TASK GOAL =>
Print the listing from its top line through the line containing "</style></head><body>", nothing more, and leave out the pictures.

DATA SECTION =>
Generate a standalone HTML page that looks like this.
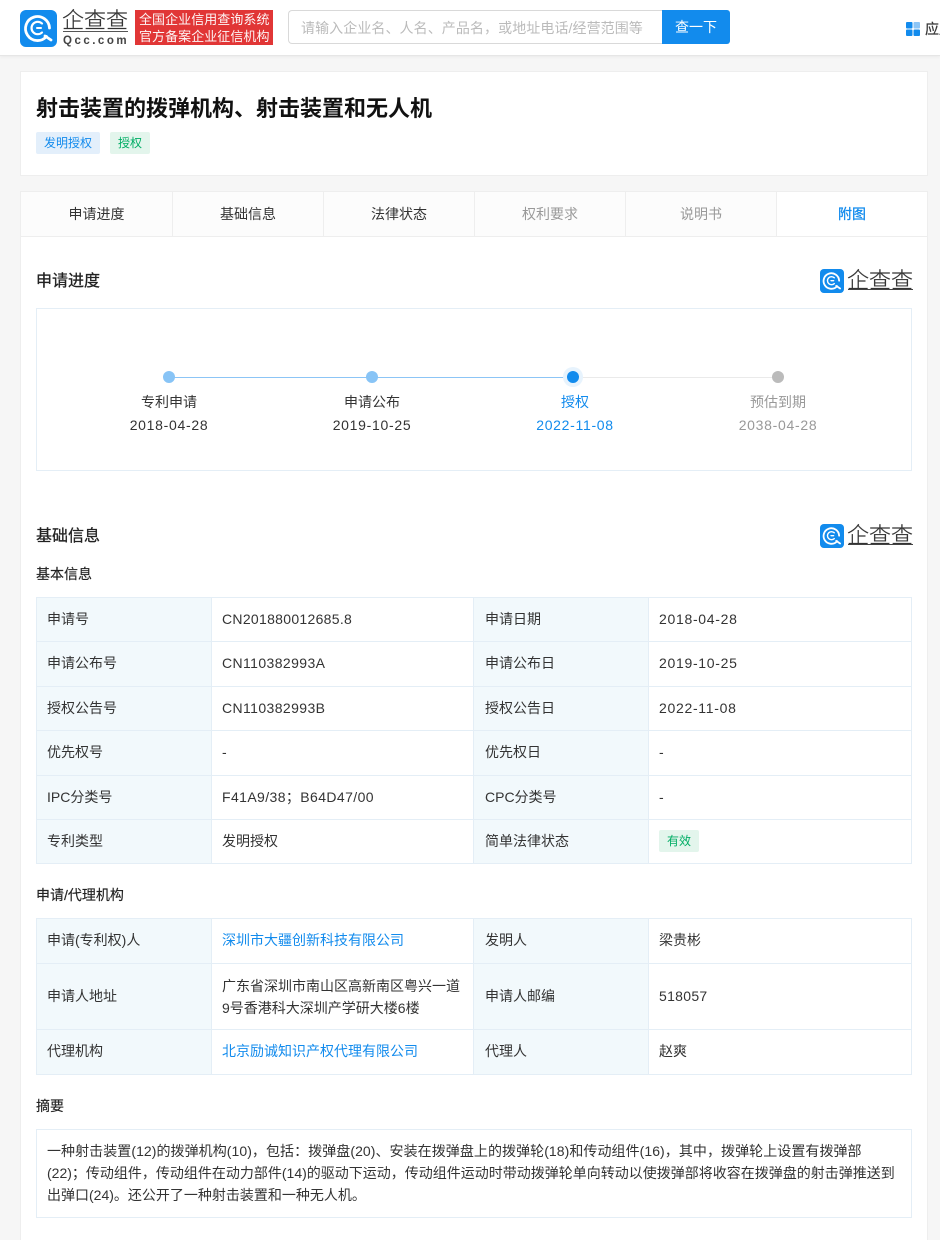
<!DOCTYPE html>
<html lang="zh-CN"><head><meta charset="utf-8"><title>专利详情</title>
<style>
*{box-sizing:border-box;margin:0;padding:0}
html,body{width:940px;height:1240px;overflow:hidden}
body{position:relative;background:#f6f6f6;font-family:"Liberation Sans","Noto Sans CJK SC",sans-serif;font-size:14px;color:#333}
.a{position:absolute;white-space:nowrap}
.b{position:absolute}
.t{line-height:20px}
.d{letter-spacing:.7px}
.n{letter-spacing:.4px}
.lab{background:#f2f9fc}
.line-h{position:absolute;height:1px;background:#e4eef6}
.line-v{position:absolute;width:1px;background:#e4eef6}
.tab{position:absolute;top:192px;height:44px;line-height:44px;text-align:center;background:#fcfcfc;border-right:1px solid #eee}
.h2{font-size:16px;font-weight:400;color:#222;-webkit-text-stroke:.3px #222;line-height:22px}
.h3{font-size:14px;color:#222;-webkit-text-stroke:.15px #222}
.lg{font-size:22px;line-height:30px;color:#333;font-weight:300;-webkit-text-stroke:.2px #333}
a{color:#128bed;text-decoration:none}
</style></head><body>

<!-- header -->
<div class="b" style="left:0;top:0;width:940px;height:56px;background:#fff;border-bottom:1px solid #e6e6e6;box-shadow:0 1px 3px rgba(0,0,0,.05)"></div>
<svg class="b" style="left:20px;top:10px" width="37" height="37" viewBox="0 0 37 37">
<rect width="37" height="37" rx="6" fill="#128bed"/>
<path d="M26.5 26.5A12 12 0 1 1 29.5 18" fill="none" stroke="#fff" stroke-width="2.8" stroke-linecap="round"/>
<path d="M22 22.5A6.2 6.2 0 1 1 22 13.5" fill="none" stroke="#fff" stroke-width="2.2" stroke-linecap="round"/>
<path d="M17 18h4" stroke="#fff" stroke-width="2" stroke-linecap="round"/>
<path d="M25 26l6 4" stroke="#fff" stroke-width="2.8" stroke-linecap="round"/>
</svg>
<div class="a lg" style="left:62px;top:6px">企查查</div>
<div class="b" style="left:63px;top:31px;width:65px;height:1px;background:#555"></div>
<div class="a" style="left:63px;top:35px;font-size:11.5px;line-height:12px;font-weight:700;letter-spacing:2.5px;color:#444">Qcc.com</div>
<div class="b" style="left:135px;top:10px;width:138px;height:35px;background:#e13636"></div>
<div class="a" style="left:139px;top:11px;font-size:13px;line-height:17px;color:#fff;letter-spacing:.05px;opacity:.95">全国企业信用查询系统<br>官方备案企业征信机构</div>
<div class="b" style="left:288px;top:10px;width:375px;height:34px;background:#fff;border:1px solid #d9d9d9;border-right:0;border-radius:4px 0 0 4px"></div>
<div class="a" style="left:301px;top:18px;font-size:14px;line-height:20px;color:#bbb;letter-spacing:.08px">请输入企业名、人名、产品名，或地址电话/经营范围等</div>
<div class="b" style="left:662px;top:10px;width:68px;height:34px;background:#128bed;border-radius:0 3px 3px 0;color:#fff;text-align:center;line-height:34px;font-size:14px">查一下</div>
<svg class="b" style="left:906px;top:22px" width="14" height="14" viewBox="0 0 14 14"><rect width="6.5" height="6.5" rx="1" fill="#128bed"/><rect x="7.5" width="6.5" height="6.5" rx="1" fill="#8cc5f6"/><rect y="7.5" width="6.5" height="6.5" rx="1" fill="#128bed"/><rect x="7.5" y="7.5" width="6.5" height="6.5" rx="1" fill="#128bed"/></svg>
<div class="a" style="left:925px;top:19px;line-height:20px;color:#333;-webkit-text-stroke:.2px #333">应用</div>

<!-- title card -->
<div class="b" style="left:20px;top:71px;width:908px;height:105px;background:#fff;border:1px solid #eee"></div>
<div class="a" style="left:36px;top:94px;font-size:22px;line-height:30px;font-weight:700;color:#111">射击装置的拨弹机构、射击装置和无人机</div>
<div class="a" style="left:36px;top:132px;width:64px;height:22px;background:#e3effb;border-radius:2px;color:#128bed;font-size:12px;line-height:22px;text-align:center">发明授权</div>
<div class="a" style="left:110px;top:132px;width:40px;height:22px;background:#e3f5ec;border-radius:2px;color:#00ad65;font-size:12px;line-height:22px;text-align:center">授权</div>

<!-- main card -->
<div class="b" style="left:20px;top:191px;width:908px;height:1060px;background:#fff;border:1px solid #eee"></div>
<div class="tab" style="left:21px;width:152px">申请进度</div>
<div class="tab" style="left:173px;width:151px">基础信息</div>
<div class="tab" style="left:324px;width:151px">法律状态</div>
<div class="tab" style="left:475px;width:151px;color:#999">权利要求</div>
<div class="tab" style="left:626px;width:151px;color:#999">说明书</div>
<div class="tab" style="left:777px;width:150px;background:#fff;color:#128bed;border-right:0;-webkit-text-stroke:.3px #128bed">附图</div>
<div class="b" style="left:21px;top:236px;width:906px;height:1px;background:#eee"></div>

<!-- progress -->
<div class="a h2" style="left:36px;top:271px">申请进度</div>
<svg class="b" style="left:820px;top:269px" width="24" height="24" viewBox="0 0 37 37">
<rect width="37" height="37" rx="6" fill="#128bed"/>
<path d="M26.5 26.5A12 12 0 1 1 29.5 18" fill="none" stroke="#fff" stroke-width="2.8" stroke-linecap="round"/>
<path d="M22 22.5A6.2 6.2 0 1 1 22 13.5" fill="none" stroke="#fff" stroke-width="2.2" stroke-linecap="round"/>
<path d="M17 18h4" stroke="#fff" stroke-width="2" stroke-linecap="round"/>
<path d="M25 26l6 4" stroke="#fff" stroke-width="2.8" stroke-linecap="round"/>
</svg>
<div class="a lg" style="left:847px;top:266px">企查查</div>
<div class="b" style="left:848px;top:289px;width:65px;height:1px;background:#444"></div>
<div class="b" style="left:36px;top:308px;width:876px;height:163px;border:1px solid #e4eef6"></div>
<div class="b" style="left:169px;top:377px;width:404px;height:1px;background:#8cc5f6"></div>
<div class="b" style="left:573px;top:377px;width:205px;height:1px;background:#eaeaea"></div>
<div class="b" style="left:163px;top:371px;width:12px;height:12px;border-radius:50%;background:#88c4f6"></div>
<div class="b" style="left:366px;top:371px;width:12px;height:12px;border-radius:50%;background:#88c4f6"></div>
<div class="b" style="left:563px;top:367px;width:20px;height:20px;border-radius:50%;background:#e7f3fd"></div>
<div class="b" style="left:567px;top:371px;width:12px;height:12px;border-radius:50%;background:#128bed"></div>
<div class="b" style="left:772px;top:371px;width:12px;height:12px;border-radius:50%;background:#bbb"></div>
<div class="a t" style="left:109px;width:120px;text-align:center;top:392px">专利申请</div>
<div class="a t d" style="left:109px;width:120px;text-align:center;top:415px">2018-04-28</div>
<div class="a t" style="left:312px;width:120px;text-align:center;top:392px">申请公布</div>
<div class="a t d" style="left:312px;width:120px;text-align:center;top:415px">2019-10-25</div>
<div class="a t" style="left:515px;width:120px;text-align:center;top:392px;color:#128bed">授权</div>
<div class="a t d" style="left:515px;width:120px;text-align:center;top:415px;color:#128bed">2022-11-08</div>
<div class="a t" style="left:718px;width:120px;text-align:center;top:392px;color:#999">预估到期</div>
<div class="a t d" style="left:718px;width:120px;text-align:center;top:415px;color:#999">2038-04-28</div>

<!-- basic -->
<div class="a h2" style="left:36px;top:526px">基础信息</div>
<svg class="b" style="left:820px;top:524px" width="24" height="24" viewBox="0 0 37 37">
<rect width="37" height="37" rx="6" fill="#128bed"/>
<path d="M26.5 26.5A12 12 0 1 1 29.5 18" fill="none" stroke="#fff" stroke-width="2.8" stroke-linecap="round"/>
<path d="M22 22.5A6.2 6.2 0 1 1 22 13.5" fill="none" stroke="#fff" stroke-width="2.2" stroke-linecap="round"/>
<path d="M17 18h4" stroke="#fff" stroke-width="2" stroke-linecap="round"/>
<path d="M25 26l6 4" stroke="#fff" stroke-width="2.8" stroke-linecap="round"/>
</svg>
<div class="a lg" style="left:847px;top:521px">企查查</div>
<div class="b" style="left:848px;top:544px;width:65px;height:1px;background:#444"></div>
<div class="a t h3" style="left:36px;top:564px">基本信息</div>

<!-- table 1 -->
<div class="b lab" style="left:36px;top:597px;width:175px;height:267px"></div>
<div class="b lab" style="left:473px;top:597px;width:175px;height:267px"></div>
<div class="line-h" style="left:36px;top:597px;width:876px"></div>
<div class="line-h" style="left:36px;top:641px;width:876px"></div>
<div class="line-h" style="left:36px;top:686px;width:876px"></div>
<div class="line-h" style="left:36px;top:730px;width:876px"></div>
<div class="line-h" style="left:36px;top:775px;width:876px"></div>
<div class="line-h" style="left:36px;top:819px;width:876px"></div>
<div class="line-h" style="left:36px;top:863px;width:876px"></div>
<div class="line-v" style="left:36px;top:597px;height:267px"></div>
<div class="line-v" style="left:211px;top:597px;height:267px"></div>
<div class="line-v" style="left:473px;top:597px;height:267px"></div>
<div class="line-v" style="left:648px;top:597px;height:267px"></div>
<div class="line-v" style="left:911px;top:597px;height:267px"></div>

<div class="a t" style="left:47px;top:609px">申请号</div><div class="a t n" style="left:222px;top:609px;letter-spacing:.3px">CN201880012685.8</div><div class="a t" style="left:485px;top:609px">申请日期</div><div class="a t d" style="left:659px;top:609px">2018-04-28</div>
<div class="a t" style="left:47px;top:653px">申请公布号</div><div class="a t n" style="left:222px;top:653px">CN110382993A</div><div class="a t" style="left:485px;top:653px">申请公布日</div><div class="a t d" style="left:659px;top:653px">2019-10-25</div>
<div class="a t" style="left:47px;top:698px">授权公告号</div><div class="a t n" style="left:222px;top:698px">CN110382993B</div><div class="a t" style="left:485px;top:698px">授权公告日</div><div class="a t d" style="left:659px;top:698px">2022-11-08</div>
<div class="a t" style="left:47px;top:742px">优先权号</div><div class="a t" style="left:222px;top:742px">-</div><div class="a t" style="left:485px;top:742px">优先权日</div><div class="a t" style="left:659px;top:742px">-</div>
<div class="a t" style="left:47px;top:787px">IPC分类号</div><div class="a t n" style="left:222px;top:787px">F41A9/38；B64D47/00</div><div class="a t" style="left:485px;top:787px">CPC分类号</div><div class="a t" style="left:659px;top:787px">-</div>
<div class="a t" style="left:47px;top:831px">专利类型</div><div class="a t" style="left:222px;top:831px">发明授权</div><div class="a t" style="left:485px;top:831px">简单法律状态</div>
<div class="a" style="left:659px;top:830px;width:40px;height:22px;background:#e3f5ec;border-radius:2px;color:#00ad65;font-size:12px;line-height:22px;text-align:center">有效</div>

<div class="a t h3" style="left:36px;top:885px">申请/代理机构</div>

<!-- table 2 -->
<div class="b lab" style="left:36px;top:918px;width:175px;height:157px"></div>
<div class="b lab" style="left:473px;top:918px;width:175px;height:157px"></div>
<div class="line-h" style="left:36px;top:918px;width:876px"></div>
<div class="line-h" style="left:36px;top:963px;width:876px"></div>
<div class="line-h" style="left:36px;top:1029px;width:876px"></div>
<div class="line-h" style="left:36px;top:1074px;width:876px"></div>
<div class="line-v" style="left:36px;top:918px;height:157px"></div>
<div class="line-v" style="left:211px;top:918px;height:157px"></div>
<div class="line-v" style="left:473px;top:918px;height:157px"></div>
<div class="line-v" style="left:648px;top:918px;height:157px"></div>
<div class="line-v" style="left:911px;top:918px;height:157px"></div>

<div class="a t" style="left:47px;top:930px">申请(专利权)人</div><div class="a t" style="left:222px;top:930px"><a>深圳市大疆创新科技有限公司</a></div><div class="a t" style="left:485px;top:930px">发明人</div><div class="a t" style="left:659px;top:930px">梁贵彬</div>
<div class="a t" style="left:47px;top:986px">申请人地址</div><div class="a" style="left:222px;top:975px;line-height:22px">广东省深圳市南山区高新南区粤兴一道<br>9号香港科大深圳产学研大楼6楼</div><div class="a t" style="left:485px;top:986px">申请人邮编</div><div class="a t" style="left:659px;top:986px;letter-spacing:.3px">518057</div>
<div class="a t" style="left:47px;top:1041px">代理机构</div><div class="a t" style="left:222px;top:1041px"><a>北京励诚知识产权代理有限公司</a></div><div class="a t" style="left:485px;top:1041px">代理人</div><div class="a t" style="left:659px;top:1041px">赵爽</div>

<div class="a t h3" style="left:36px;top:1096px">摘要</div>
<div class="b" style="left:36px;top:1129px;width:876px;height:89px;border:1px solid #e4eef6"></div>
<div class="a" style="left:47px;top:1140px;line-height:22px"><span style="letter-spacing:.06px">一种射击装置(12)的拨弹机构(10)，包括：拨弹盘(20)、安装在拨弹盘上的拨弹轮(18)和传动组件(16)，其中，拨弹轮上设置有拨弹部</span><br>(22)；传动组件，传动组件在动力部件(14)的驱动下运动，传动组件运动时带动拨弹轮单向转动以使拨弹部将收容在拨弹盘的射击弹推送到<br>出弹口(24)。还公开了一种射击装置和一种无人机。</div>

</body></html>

ANSWER BELOW =>
Generate a standalone HTML page that looks like this.
<!DOCTYPE html>
<html lang="zh-CN"><head><meta charset="utf-8"><title>专利详情</title>
<style>
*{box-sizing:border-box;margin:0;padding:0}
html,body{width:940px;height:1240px;overflow:hidden}
body{position:relative;background:#f6f6f6;font-family:"Liberation Sans","Noto Sans CJK SC",sans-serif;font-size:14px;color:#333}
.a{position:absolute;white-space:nowrap}
.b{position:absolute}
.t{line-height:20px}
.d{letter-spacing:.7px}
.n{letter-spacing:.4px}
.lab{background:#f2f9fc}
.line-h{position:absolute;height:1px;background:#e4eef6}
.line-v{position:absolute;width:1px;background:#e4eef6}
.tab{position:absolute;top:192px;height:44px;line-height:44px;text-align:center;background:#fcfcfc;border-right:1px solid #eee}
.h2{font-size:16px;font-weight:400;color:#222;-webkit-text-stroke:.3px #222;line-height:22px}
.h3{font-size:14px;color:#222;-webkit-text-stroke:.15px #222}
.lg{font-size:22px;line-height:30px;color:#333;font-weight:300;-webkit-text-stroke:.2px #333}
a{color:#128bed;text-decoration:none}
</style></head><body>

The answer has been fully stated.